Coghead Tuesday rolled out a hosted service that can be sued by developers to sell applications created using the company's "do it yourself" Web application development technology.
The new Coghead Gallery is aimed at leveling the playing field for a broad class of companies that build applications, but lack the capital to compete against ISVs, said Paul McNamara, CEO of Coghead.
Publishers can add the applications they have created with Coghead's tool to the Gallery through two different models.
The Open Definition model allows any application creator to publish applications that anyone can freely modify, distribute and use. "We want to create a community of developers that benefit from interacting with each other," McNamara said. "Communities can form and that Darwinian model can develop where people glom on to really good ideas and lesser ideas sink to the bottom. This free model is a great way to acquire customers at a very low cost."
The Protected Definition Model allows Coghead business partners to create applications that can be sold to end users via a storefront they open on Coghead. "We're really targeting the small independent development shops as our key partners," he noted. "We want to enable these firms to become SaaS companies overnight without needing to raise a lot of money. They can use their knowledge of customer problems to create an application that they can deliver on a worldwide basis to lots of customers."

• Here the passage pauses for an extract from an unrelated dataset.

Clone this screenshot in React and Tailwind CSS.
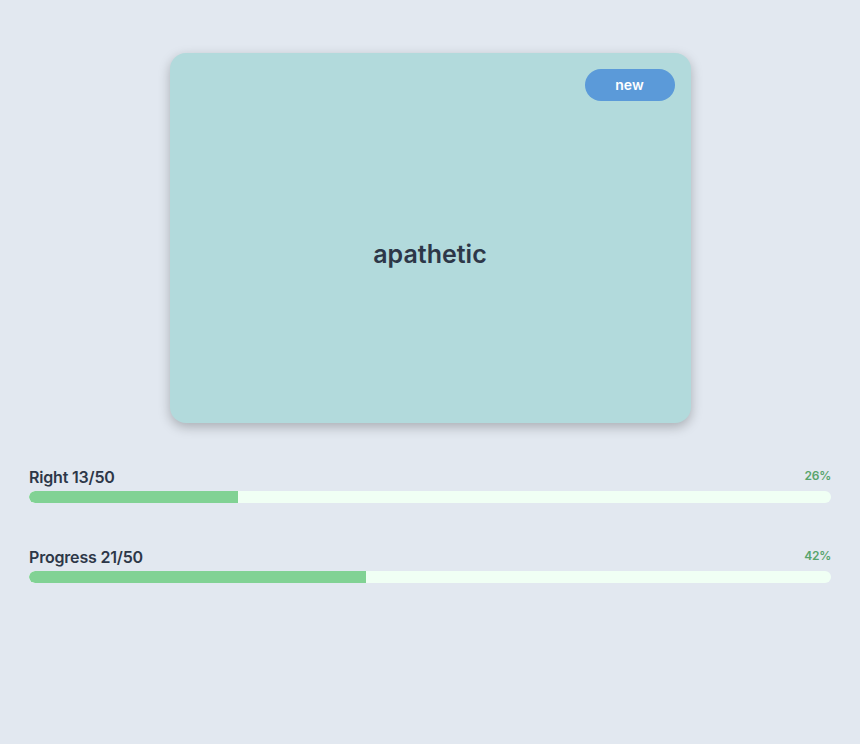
function StatBar({ label, value, total }) {
  const pct = Math.round((value / total) * 100);
  return (
    <div>
      <div className="flex items-start justify-between">
        <span className="text-base font-semibold leading-6 tracking-[-0.012em] text-[#2d3748]">
          {label} {value}/{total}
        </span>
        <span className="mt-[3px] text-xs font-semibold tracking-[-0.02em] text-[#58a46c]">{pct}%</span>
      </div>
      <div className="mt-[2px] h-3 w-full overflow-hidden rounded-full bg-[#f0fff4]">
        <div className="h-full rounded-l-full bg-[#81d294]" style={{ width: `${pct}%` }} />
      </div>
    </div>
  );
}

export default function App() {
  return (
    <div className="min-h-screen bg-[#e2e8f0] font-['Inter',sans-serif]">
      <div className="flex justify-center pt-[53px]">
        <div className="relative flex h-[370px] w-[521px] items-center justify-center rounded-2xl bg-[#b2dadc] pt-[34px] shadow-[0_4px_12px_rgba(0,0,0,0.25)]">
          <span className="absolute right-[16px] top-[16px] flex h-8 w-[90px] items-center justify-center rounded-full bg-[#5b9ad9] text-sm font-semibold text-white">
            new
          </span>
          <span className="text-[25px] font-semibold text-[#2d3748]">apathetic</span>
        </div>
      </div>
      <div className="mt-[42px] flex flex-col gap-[42px] px-[29px]">
        <StatBar label="Right" value={13} total={50} />
        <StatBar label="Progress" value={21} total={50} />
      </div>
    </div>
  );
}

Coghead already has 30 partners signed up to use the gallery under this arrangement, McNamara noted.
"Coghead helped me create a new business model that enables me to do what I do best - create custom applications - and extend beyond my geographical region without additional operational expenses," said Christopher Shockey, lead developer at Hekademia Consulting, in a statement.
"Coghead has a sophisticated development platform that enables me to create custom, online applications, and the new Gallery gives me marketing and subscription-management resources I need to run a successful SaaS business," Shockey added.